今年暑假期間,一位遠方親屬家的小同修來我家住了近一個月。來之前,小同修的父親(未修煉,對大法有抵觸)突然打電話說自己有事,要讓孩子到我們這兒度假。我們感到驚奇,我想這絕不是偶然的,也許師父讓我們帶帶小同修,也許我們該提高了。
兩年多未見,小同修變的伶牙俐齒。來了兩天,我們發現小同修比較懶惰,不愛學習,貪吃、貪玩,便督促她要及時學習,要向某某學習,某某如何聽話等等。誰知還沒說幾句,小同修怒火沖天,大吵大嚷:埋怨我們逼她做作業了,做那麼多,有甚麼用?把她和別人比較幹甚麼?別人和她有甚麼關係?她的自尊心又受到傷害了,她是來開心的,不是來學習的,又哭又鬧的打電話給她爸要回家。這哪是十一歲孩子講的話啊,我還從來沒有遇到過,我的心也隨著飄落不定。
過了一會兒,妻子與小同修的父親通了電話,簡單的解釋了一下事情的經過,小同修的父親說這孩子在家就是這樣,沒教養,好吃懶惰,聽這麼一說,我的心裏倒是平靜了許多,心想,看起來還真得用大法歸正她了。
後來,我又從新回味小同修講過的話,覺的話裏有話:小同修說是來開心的,我家周圍也沒有小孩和其它娛樂設備,哪來的開心啊?那只有學大法是最開心的。小同修說自尊心受到傷害,我們根本沒有去傷害她,為何說出這句話?還是找自己吧。大法弟子要做好三件事,可我現在面對面講真相還沒有打開局面,生怕講出的話別人不理解,導致自己被另眼相看,這不就是常人的那個愛面子心、自尊心、虛榮心嗎?原來師父是想利用小同修的嘴來點悟我要把這顆心修掉啊!感謝師父,謝謝小同修!於是我們不再過多強調小同修的作業,而是利用恰當的時間和小同修一起學大法,背《洪吟》,看《弟子規》視頻,做證實大法的事。小同修讀起大法來字音清晰、純正、悅耳。

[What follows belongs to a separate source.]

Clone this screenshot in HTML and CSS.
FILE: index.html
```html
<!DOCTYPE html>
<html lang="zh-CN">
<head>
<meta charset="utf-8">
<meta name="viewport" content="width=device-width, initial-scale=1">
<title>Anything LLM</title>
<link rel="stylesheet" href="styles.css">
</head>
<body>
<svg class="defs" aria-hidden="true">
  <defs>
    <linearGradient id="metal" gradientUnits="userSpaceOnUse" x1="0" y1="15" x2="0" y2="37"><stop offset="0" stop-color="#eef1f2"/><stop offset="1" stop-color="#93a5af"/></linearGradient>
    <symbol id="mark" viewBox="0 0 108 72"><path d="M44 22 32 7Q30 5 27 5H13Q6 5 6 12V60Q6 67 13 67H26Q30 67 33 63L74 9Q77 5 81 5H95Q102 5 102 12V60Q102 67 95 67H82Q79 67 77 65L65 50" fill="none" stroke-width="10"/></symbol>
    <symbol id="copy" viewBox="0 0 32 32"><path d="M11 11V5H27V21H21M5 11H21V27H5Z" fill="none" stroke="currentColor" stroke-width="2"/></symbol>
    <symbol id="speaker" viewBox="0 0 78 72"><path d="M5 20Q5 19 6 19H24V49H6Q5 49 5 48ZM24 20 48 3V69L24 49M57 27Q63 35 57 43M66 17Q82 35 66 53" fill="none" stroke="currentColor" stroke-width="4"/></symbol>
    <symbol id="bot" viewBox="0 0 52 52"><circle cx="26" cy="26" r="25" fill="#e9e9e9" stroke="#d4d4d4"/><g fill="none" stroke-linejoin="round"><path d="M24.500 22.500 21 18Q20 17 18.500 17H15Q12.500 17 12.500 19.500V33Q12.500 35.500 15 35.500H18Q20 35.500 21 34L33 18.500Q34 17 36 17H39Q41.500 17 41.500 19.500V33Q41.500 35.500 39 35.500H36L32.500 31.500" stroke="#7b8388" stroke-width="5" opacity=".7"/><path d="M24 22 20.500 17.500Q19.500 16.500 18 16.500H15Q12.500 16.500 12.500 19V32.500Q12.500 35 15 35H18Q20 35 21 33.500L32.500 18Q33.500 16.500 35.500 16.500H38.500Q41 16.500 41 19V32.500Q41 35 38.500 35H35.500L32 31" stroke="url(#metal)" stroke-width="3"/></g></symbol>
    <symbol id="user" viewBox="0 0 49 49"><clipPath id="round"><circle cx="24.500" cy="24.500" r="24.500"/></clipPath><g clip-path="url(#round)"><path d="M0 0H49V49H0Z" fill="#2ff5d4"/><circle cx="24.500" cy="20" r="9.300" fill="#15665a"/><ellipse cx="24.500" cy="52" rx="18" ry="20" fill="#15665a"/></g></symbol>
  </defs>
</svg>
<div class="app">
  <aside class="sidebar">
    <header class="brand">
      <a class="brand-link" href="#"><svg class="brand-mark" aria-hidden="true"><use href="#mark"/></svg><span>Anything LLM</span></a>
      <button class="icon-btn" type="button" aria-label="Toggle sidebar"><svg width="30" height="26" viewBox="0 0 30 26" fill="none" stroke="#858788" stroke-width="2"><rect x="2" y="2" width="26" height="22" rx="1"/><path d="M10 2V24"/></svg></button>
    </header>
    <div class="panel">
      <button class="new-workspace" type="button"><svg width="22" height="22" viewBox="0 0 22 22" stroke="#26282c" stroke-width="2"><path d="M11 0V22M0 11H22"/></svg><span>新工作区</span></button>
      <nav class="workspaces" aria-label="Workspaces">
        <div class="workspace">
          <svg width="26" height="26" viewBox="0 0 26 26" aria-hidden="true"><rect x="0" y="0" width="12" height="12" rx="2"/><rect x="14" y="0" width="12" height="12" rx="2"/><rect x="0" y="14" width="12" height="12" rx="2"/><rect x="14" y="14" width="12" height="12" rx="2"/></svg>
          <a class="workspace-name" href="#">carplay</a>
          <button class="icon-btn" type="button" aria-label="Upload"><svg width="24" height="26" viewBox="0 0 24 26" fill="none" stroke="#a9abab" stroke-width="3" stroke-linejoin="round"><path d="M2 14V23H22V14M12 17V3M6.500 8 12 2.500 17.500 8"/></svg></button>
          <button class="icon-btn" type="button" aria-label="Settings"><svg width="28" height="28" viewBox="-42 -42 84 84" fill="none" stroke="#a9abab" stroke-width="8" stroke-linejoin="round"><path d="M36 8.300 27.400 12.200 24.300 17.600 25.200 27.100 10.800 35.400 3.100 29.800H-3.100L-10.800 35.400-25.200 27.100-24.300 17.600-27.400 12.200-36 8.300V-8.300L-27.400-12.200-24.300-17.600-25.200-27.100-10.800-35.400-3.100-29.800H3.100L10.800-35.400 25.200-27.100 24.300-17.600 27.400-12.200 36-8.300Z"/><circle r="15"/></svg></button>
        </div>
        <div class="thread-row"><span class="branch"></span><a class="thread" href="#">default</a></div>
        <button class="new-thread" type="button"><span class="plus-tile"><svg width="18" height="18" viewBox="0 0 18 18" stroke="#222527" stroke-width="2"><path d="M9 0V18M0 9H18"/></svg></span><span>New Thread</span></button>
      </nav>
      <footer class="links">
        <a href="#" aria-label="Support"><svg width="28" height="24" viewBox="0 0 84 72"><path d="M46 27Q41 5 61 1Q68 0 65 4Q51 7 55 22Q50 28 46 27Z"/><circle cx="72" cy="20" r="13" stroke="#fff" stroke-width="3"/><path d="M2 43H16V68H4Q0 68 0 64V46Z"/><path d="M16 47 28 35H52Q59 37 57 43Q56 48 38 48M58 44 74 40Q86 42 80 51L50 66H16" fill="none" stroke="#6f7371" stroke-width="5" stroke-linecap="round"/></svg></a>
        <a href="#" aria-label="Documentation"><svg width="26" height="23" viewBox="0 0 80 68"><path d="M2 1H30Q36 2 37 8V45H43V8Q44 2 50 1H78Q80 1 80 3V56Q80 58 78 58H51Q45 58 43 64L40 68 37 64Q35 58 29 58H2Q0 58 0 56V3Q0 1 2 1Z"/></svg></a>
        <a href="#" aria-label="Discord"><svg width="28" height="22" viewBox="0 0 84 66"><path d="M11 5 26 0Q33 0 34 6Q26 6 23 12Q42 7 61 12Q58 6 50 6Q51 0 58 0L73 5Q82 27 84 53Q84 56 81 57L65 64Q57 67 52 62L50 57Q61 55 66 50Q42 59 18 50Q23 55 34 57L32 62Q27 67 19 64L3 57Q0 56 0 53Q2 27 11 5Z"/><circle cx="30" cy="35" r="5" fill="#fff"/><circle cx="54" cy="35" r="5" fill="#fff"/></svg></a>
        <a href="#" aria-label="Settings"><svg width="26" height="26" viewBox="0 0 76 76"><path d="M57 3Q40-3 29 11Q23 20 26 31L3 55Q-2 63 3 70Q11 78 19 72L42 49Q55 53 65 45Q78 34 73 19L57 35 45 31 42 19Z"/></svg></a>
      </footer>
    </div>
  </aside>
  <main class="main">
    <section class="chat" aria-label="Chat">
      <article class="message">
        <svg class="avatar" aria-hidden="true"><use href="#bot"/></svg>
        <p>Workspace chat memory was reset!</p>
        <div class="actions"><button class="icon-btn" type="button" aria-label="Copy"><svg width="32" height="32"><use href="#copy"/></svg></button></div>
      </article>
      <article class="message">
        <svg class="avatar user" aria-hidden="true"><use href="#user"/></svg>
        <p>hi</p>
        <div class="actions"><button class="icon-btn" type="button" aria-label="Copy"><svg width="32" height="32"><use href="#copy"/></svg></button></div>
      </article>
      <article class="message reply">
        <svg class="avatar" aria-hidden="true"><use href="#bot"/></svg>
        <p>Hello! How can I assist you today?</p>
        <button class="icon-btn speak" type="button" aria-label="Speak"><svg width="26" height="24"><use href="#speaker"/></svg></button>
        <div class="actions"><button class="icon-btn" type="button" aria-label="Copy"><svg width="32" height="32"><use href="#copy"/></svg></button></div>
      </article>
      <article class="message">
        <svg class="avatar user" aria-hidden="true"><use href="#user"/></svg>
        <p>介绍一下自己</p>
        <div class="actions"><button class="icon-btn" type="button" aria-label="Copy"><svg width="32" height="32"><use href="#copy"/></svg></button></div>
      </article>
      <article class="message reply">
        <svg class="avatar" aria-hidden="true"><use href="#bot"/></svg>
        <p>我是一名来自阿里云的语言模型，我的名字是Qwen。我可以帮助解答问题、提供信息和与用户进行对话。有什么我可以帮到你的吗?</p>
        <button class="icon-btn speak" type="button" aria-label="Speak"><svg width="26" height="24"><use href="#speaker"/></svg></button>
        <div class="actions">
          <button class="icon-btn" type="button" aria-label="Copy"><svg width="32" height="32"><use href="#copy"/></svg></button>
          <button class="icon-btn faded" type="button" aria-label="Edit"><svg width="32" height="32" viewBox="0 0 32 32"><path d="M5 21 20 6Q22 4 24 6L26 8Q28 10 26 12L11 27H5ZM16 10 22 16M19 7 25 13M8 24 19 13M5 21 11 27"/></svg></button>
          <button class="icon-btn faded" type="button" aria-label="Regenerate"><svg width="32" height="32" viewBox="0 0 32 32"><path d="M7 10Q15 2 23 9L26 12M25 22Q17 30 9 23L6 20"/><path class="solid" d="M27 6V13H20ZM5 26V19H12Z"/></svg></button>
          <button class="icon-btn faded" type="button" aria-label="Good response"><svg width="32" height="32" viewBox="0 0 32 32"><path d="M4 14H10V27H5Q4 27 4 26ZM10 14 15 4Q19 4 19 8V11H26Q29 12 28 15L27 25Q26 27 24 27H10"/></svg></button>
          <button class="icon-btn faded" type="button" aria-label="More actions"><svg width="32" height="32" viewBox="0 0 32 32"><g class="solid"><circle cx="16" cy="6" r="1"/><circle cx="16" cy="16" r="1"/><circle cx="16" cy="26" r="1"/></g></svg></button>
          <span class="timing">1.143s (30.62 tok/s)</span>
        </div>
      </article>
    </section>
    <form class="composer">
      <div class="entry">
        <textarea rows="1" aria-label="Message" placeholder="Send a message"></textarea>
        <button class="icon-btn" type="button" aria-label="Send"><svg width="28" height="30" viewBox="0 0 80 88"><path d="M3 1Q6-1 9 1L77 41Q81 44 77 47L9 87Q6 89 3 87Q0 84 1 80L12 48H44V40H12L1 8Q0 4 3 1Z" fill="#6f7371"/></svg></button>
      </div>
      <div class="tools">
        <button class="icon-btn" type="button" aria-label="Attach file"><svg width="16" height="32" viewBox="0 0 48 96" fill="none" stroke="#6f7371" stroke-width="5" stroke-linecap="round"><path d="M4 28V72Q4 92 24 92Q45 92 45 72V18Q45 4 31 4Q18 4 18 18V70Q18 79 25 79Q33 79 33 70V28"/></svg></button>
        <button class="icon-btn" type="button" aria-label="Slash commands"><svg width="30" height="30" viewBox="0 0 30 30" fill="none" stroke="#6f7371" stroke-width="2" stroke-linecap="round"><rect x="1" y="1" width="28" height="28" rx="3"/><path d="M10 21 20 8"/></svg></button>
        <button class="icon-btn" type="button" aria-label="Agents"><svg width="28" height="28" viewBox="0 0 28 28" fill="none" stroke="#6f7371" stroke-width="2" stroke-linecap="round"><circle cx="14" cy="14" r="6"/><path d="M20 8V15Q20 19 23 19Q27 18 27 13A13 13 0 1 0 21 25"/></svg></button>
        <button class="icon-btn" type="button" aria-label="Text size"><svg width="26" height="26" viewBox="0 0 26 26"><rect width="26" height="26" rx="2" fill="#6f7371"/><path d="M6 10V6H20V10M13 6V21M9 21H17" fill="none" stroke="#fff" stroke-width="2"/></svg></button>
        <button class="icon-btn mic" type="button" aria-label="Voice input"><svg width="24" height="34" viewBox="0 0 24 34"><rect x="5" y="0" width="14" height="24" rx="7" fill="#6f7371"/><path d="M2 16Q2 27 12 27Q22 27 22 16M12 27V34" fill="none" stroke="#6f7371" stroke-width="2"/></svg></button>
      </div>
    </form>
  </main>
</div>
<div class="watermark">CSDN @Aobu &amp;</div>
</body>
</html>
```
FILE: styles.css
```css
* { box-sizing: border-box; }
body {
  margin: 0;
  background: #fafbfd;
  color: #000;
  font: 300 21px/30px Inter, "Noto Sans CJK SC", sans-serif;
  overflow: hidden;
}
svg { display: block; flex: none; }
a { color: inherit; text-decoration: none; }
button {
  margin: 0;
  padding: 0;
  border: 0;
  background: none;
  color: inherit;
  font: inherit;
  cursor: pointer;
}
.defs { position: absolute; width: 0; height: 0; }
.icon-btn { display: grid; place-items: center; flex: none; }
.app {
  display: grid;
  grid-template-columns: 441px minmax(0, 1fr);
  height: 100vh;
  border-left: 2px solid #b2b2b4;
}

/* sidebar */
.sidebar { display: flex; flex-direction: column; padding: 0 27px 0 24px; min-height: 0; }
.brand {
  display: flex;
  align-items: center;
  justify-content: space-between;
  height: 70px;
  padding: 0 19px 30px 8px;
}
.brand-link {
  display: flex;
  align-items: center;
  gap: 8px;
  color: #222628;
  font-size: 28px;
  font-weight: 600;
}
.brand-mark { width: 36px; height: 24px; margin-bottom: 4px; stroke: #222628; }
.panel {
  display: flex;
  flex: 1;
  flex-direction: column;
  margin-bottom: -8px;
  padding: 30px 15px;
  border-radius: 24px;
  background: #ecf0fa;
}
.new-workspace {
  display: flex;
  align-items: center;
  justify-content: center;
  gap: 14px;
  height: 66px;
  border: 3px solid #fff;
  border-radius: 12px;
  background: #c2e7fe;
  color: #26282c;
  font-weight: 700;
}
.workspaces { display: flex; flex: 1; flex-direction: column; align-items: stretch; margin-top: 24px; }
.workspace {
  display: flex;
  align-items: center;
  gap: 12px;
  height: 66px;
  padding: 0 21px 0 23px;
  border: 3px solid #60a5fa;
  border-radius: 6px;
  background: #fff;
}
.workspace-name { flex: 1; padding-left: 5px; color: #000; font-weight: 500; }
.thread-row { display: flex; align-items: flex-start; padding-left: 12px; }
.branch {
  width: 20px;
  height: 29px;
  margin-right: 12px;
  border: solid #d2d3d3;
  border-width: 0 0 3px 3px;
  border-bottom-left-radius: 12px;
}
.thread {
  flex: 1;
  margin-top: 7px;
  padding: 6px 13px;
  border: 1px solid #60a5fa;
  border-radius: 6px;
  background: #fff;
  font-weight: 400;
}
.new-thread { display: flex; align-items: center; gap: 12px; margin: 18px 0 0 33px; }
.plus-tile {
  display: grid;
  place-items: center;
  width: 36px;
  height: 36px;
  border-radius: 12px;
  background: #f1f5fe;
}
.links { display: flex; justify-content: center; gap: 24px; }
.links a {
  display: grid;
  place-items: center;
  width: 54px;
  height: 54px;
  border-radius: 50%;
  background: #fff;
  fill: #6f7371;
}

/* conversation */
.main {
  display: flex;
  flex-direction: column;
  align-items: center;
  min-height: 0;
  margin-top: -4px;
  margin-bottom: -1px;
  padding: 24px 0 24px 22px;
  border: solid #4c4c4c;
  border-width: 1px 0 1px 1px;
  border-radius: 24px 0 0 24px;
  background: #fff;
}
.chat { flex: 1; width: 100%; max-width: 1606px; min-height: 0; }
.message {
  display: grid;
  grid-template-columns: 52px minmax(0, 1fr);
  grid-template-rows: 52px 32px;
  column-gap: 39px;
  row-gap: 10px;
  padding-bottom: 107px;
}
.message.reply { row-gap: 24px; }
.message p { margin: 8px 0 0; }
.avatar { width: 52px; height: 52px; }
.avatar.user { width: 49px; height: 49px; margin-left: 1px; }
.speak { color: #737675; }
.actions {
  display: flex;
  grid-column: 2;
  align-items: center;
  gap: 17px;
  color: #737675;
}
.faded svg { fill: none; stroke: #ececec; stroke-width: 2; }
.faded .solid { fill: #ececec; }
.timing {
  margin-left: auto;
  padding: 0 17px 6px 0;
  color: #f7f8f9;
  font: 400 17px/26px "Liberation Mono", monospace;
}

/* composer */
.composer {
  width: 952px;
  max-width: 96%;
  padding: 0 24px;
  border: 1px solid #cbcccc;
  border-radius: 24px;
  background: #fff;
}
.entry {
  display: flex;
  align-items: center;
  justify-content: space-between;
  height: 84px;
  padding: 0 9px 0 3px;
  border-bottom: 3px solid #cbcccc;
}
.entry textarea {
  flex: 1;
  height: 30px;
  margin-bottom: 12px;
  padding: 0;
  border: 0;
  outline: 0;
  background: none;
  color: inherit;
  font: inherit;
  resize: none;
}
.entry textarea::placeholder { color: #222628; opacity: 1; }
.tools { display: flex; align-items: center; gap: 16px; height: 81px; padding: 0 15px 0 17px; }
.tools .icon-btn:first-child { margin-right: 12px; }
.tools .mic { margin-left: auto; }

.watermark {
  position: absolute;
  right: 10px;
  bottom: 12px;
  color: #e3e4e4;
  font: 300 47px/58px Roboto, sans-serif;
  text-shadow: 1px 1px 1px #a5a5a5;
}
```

又有一天,小同修和妻子又鬧矛盾了,又開始打電話向她爸訴苦,說在這段時間沒學到甚麼,從我妻子身上學到了「騙」,「沒耐性」。我聽到後立即向內找。「騙」就是假,不真,帶有黨文化毒素;「沒耐性」就是沒做到忍,或是忍的不夠,有爭鬥心。想想自己,有時愛說笑話,言不由衷;工作中有時弄虛作假,應付差事;沒做到百分之百信師信法去實修,這都是不真。「打不還手,罵不還口」[5]是對修煉人最基本要求,可我忍得不夠、忍的委屈,這都反映出修煉的不紮實。謝謝師父用心良苦的點化!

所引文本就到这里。